3. Balancing caution and opportunity with digital transformation

Dr. Shah put it best: “An app isn’t going to fix health care.” Yet, there is an opportunity for business leaders to clearly define which health care burdens technology can alleviate (e.g., administrative load to create more time for patient care). While an app won’t solve issues like structural racism in health care—and A.I. and technology is rife with opportunities for bias—when used well, digital tools have the power to make health care more reliable and trustworthy. To do so effectively, particularly when thinking about A.I. and machine learning, it is important to identify upfront what training datasets you will use, how that data is collected, how long you have to train that data, and how you will continue to learn and monitor for bias.

4. Shifting the conversation—and responsibility—to advance women’s health

Reproductive health conversations and solutions are largely focused on women. We lack the same range of options for men as we have for women in both contraception and fertility treatments, which is a manifestation of an underlying mindset that women must shoulder the burden. We need to shift the conversation and, therefore, the responsibility so that women’s health is not seen solely as a “women’s issue” but one where men share the burden of advancing and improving outcomes.

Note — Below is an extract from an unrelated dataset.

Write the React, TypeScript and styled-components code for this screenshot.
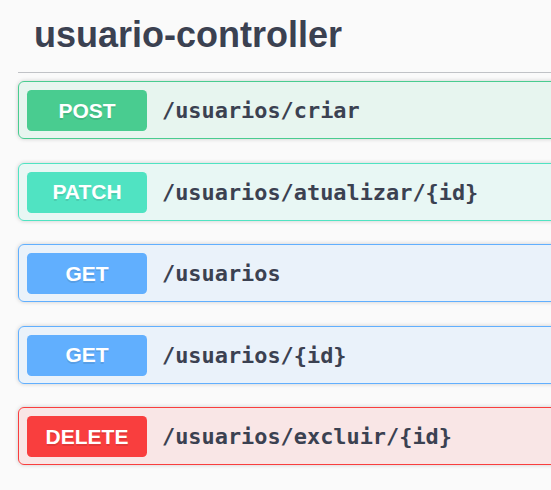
import React from 'react';
import styled, { createGlobalStyle } from 'styled-components';

type Method = 'post' | 'patch' | 'get' | 'delete';

interface Operation {
  method: Method;
  path: string;
}

const colors: Record<Method, { main: string; bg: string }> = {
  post: { main: '#49cc90', bg: 'rgba(73, 204, 144, 0.1)' },
  patch: { main: '#50e3c2', bg: 'rgba(80, 227, 194, 0.1)' },
  get: { main: '#61affe', bg: 'rgba(97, 175, 254, 0.1)' },
  delete: { main: '#f93e3e', bg: 'rgba(249, 62, 62, 0.1)' },
};

const operations: Operation[] = [
  { method: 'post', path: '/usuarios/criar' },
  { method: 'patch', path: '/usuarios/atualizar/{id}' },
  { method: 'get', path: '/usuarios' },
  { method: 'get', path: '/usuarios/{id}' },
  { method: 'delete', path: '/usuarios/excluir/{id}' },
];

const GlobalStyle = createGlobalStyle`
  html, body {
    margin: 0;
    padding: 0;
    background: #fafafa;
  }
`;

// the panel is cut by the right edge of the window in the screenshot
const Page = styled.div`
  width: 100%;
  overflow: hidden;
`;

const Section = styled.section`
  padding-left: 18px;
  width: calc(100% + 40px);
  box-sizing: border-box;
`;

const TagHeader = styled.h3`
  margin: 0;
  padding: 14px 0 16px 16px;
  border-bottom: 1px solid rgba(59, 65, 81, 0.3);
  font-family: 'Liberation Sans', Arial, sans-serif;
  font-size: 36px;
  line-height: 42px;
  font-weight: 700;
  color: #3b4151;
`;

const OpList = styled.div`
  display: flex;
  flex-direction: column;
  gap: 23.5px;
  padding: 8px 0 24px;
`;

const OpBlock = styled.div<{ $method: Method }>`
  display: flex;
  align-items: center;
  padding: 8px 8px 7px;
  border: 1px solid ${(p) => colors[p.$method].main};
  border-radius: 6px;
  background: ${(p) => colors[p.$method].bg};
  box-shadow: 0 0 4.5px rgba(0, 0, 0, 0.19);
`;

const MethodBadge = styled.span<{ $method: Method }>`
  display: flex;
  align-items: center;
  justify-content: center;
  width: 120px;
  height: 41px;
  flex-shrink: 0;
  border-radius: 4.5px;
  background: ${(p) => colors[p.$method].main};
  color: #fff;
  font-family: 'Liberation Sans', Arial, sans-serif;
  font-size: 21px;
  font-weight: 700;
  text-shadow: 0 1.5px 0 rgba(0, 0, 0, 0.1);
  text-transform: uppercase;
`;

const PathText = styled.span`
  margin-left: 15px;
  font-family: 'DejaVu Sans Mono', 'Liberation Mono', monospace;
  font-size: 21.9px;
  font-weight: 700;
  color: #3b4151;
`;

const App = () => (
  <>
    <GlobalStyle />
    <Page>
      <Section>
        <TagHeader>usuario-controller</TagHeader>
        <OpList>
          {operations.map((op) => (
            <OpBlock key={op.method + op.path} $method={op.method}>
              <MethodBadge $method={op.method}>{op.method}</MethodBadge>
              <PathText>{op.path}</PathText>
            </OpBlock>
          ))}
        </OpList>
      </Section>
    </Page>
  </>
);

export default App;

5. Regaining and retaining advances in nimbleness to alleviate provider constraints

Robert Wachter, UCSF Department of Medicine chair, noted that while the pandemic unlocked rapid advances in nimbleness in the health system, we are seeing a regression in how the sector approaches care post-pandemic (e.g., walk backs in telemedicine licensing across state lines). As we look for opportunities to address provider shortages, burnout, and resource constraints amidst other uncertainties, we can learn from pandemic gains and advance on these innovations to build in unlock additional ways to alleviate pain points in the system.

* * *

Clearly, businesses across all industries—not just health care and life science companies—play a critical role in our broader health system. Companies that adopt a systems lens, center on equity, and work collaboratively with other sectors will be better positioned to address the largest health care challenges and present stability in times of uncertainty, while unlocking significant economic value for their stakeholders.